In the context of in silico clinical trials, mechanistic computer models for pathophysiology and pharmacology (here Quantitative Systems Pharmacology models, QSP) can greatly support the decision making for drug candidates and elucidate the (potential) response of patients to existing and novel treatments. These models are built on disease mechanisms and then parametrized using (clinical study) data. Clinical variability among patients is represented by alternative model parameterizations, called virtual patients. Despite the complexity of disease modeling itself, using individual patient data to build these virtual patients is particularly challenging given the high-dimensional, potentially sparse and noisy clinical trial data.

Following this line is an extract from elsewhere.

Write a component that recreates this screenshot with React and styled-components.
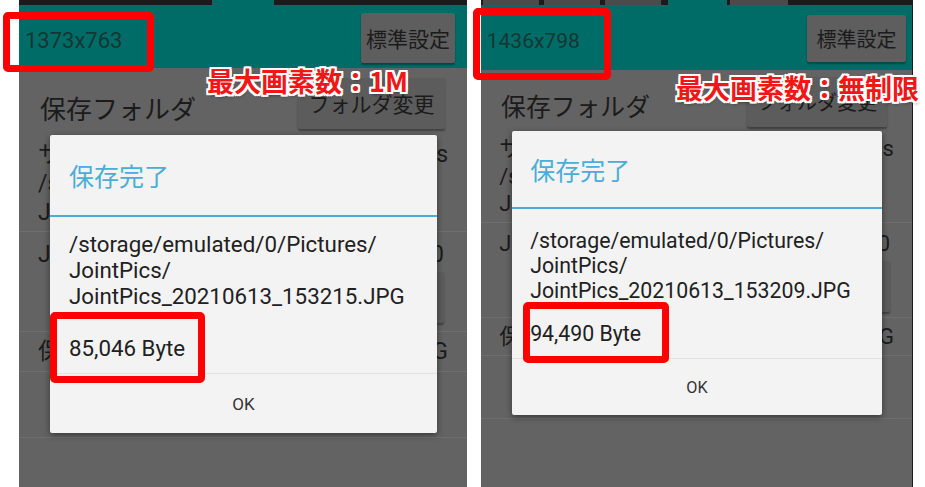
import React from 'react';
import styled, { createGlobalStyle, ThemeProvider } from 'styled-components';

// scale helper: right screenshot is captured a little smaller than the left one
const u = (n) => ({ theme }) => `${(n * theme.k).toFixed(2)}px`;

const PANELS = [
  {
    k: 1,
    w: 448,
    edge: false,
    headH: 63,
    folderH: 70,
    tools: [
      { w: 193, pad: 0, keys: [] },
      { w: 193, pad: 0, keys: [] },
    ],
    std: { w: 94, h: 50, right: 12 },
    folderBtn: { w: 147, h: 51, right: 22 },
    size: '1373x763',
    dialog: { top: 135, left: 31, w: 387, h: 298 },
    msgTop: 14,
    blank: 26,
    file: 'JointPics_20210613_153215.JPG',
    bytes: '85,046 Byte',
  },
  {
    k: 0.955,
    w: 432,
    edge: true,
    headH: 65,
    folderH: 63,
    tools: [
      { w: 187, pad: 2, keys: [56, 56, 56] },
      { w: 185, pad: 3, keys: [58] },
    ],
    std: { w: 99, h: 47, right: 6 },
    folderBtn: { w: 140, h: 50, right: 25 },
    size: '1436x798',
    dialog: { top: 131, left: 31, w: 370, h: 284 },
    msgTop: 20,
    blank: 18,
    file: 'JointPics_20210613_153209.JPG',
    bytes: '94,490 Byte',
  },
];

const MARKS = [
  { x: 3, y: 12, w: 151, h: 60 },
  { x: 50, y: 312, w: 155, h: 71 },
  { x: 473, y: 8, w: 138, h: 72 },
  { x: 523, y: 302, w: 146, h: 61 },
];

const NOTES = [
  { x: 207, y: 64, text: '最大画素数：1M' },
  { x: 676, y: 71, text: '最大画素数：無制限' },
];

export default function App() {
  return (
    <>
      <GlobalStyle />
      <Stage>
        {PANELS.map((p) => (
          <ThemeProvider theme={p} key={p.size}>
            <Phone p={p} />
          </ThemeProvider>
        ))}
        {MARKS.map((m, i) => (
          <RedBox key={i} $x={m.x} $y={m.y} $w={m.w} $h={m.h} />
        ))}
        {NOTES.map((n) => (
          <RedNote key={n.text} $x={n.x} $y={n.y}>
            {n.text}
          </RedNote>
        ))}
      </Stage>
    </>
  );
}

function Phone({ p }) {
  return (
    <Screen $w={p.w} $edge={p.edge}>
      <Toolbar>
        {p.tools.map((t, i) => (
          <ToolGroup key={i} $w={t.w} $pad={t.pad}>
            {t.keys.map((kw, j) => (
              <ToolKey key={j} $w={kw} />
            ))}
          </ToolGroup>
        ))}
      </Toolbar>

      <Header $h={p.headH} $right={p.std.right}>
        <SizeLabel>{p.size}</SizeLabel>
        <StdButton $w={p.std.w} $h={p.std.h}>標準設定</StdButton>
      </Header>

      <FolderRow $h={p.folderH} $right={p.folderBtn.right}>
        <FolderLabel>保存フォルダ</FolderLabel>
        <GrayButton $w={p.folderBtn.w} $h={p.folderBtn.h}>
          フォルダ変更
        </GrayButton>
      </FolderRow>

      <InfoRow>
        <Line>
          <span>サブフォルダ</span>
          <span>JointPics</span>
        </Line>
        <Line>/storage/emulated/0/Pictures/</Line>
        <Line>JointPics</Line>
      </InfoRow>

      <QualityRow>
        <Line>
          <span>JPEG品質</span>
          <span>100</span>
        </Line>
        <GrayButton $w={120} $h={51} $right>
          変更
        </GrayButton>
      </QualityRow>

      <FormatRow>
        <Line>
          <span>保存形式</span>
          <span>JPG</span>
        </Line>
      </FormatRow>

      <EmptyRow />

      <Dialog $top={p.dialog.top} $left={p.dialog.left} $w={p.dialog.w} $h={p.dialog.h}>
        <DialogTitle>保存完了</DialogTitle>
        <TitleRule />
        <Message $top={p.msgTop}>
          <MsgLine>/storage/emulated/0/Pictures/</MsgLine>
          <MsgLine>JointPics/</MsgLine>
          <MsgLine>{p.file}</MsgLine>
          <BlankLine $h={p.blank} />
          <MsgLine>{p.bytes}</MsgLine>
        </Message>
        <Actions>
          <OkButton>OK</OkButton>
        </Actions>
      </Dialog>
    </Screen>
  );
}

const GlobalStyle = createGlobalStyle`
  html, body {
    margin: 0;
    padding: 0;
    background: #fff;
  }
  body {
    font-family: Roboto, "Noto Sans CJK JP", sans-serif;
  }
`;

const Stage = styled.div`
  position: relative;
  width: 925px;
  height: 487px;
  overflow: hidden;
  box-sizing: border-box;
  padding-left: 19px;
  display: flex;
  gap: 14px;
  background: #fff;
`;

const Screen = styled.div`
  position: relative;
  flex-shrink: 0;
  width: ${(p) => p.$w}px;
  height: 487px;
  box-sizing: border-box;
  background: #636363;
  border-right: ${(p) => (p.$edge ? '1px solid #1c1c1c' : 'none')};
  overflow: hidden;
  color: #1b1b1b;
`;

const Toolbar = styled.div`
  display: flex;
  justify-content: space-between;
  height: 5px;
  background: #006c67;
`;

const ToolGroup = styled.div`
  width: ${(p) => p.$w}px;
  box-sizing: border-box;
  padding: 0 ${(p) => p.$pad}px;
  display: flex;
  gap: 5px;
  background: #1b1b1b;
`;

const ToolKey = styled.div`
  width: ${(p) => p.$w}px;
  background: #4b4b4b;
`;

const Header = styled.div`
  height: ${(p) => p.$h}px;
  box-sizing: border-box;
  padding: 0 ${(p) => p.$right}px 0 ${u(6)};
  display: flex;
  align-items: center;
  justify-content: space-between;
  background: #006c67;
`;

const SizeLabel = styled.div`
  font-size: ${u(22)};
  padding-top: ${u(8)};
  color: #143734;
`;

const GrayButton = styled.div`
  width: ${(p) => p.$w}px;
  height: ${(p) => p.$h}px;
  display: flex;
  align-items: center;
  justify-content: center;
  align-self: ${(p) => (p.$right ? 'flex-end' : 'auto')};
  background: #5c5c5c;
  border-radius: 2px;
  box-shadow: 0 2px 2px rgba(0, 0, 0, 0.35);
  font-size: ${u(21)};
  color: #1b1b1b;
  white-space: nowrap;
`;

const StdButton = styled(GrayButton)`
  background: #5e5e5e;
  margin-top: ${u(2)};
`;

const FolderRow = styled.div`
  height: ${(p) => p.$h}px;
  box-sizing: border-box;
  padding: 0 ${(p) => p.$right}px 0 ${u(21)};
  display: flex;
  align-items: center;
  justify-content: space-between;
`;

const FolderLabel = styled.div`
  font-size: ${u(26)};
  padding-top: ${u(8)};
`;

const Row = styled.div`
  display: flex;
  flex-direction: column;
  box-sizing: border-box;
  padding-left: ${u(19)};
  padding-right: ${u(19)};
  border-bottom: 1px solid #6e6e6e;
`;

const InfoRow = styled(Row)`
  height: ${u(94)};
  padding-top: ${u(2)};
`;

const QualityRow = styled(Row)`
  height: ${u(100)};
  padding-top: ${u(8)};
  padding-right: ${u(23)};
  gap: ${u(3)};
`;

const FormatRow = styled(Row)`
  height: ${u(40)};
  justify-content: center;
`;

const EmptyRow = styled(Row)`
  height: ${u(66)};
`;

const Line = styled.div`
  display: flex;
  justify-content: space-between;
  font-size: ${u(23)};
  line-height: ${u(29)};
  white-space: nowrap;
`;

const Dialog = styled.div`
  position: absolute;
  top: ${(p) => p.$top}px;
  left: ${(p) => p.$left}px;
  width: ${(p) => p.$w}px;
  height: ${(p) => p.$h}px;
  display: flex;
  flex-direction: column;
  background: #f4f3f3;
  border-radius: 2px;
  box-shadow: 0 2px 6px rgba(0, 0, 0, 0.45);
`;

const DialogTitle = styled.div`
  height: ${u(80)};
  display: flex;
  align-items: center;
  padding-left: ${u(19)};
  font-size: 25px;
  color: #4aaed7;
`;

const TitleRule = styled.div`
  height: 2px;
  background: #4aaed7;
`;

const Message = styled.div`
  padding: ${(p) => p.$top}px ${u(19)} ${u(12)};
  border-bottom: 1px solid #e2e1e1;
  color: #212121;
`;

const MsgLine = styled.div`
  font-size: ${u(22.3)};
  line-height: ${u(26)};
  white-space: nowrap;
`;

const BlankLine = styled.div`
  height: ${(p) => p.$h}px;
`;

const Actions = styled.div`
  flex: 1;
  display: flex;
  align-items: center;
  justify-content: center;
`;

const OkButton = styled.div`
  font-size: ${u(17)};
  color: #333;
`;

const RedBox = styled.div`
  position: absolute;
  left: ${(p) => p.$x}px;
  top: ${(p) => p.$y}px;
  width: ${(p) => p.$w}px;
  height: ${(p) => p.$h}px;
  box-sizing: border-box;
  border: 7px solid #ff0000;
  border-radius: 5px;
`;

const RedNote = styled.div`
  position: absolute;
  left: ${(p) => p.$x}px;
  top: ${(p) => p.$y}px;
  font-family: "Noto Sans CJK JP", sans-serif;
  font-weight: 700;
  font-size: 27px;
  line-height: 34px;
  color: #f21616;
  white-space: nowrap;
  text-shadow:
    2px 0 0 #fff, -2px 0 0 #fff, 0 2px 0 #fff, 0 -2px 0 #fff,
    2px 2px 0 #fff, -2px -2px 0 #fff, 2px -2px 0 #fff, -2px 2px 0 #fff,
    1px 3px 3px rgba(0, 0, 0, 0.35);
`;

In this work, we investigate the applicability of simulation-based inference (SBI), an advanced probabilistic machine learning approach, for virtual patient generation from individual patient data and we develop and evaluate the concept of nearest patient fits (SBI NPF), which further enhances the fitting performance. At the example of rheumatoid arthritis where prediction of treatment response is notoriously difficult, our experiments demonstrate that the SBI approaches can capture large inter-patient variability in clinical data and can compete with standard fitting methods in the field. Moreover, since SBI learns a probability distribution over the virtual patient parametrization, it naturally provides the probability for alternative parametrizations. The learned distributions allow us to generate highly probable alternative virtual patient populations for rheumatoid arthritis, which could potentially enhance the assessment of drug candidates if used for in silico trials.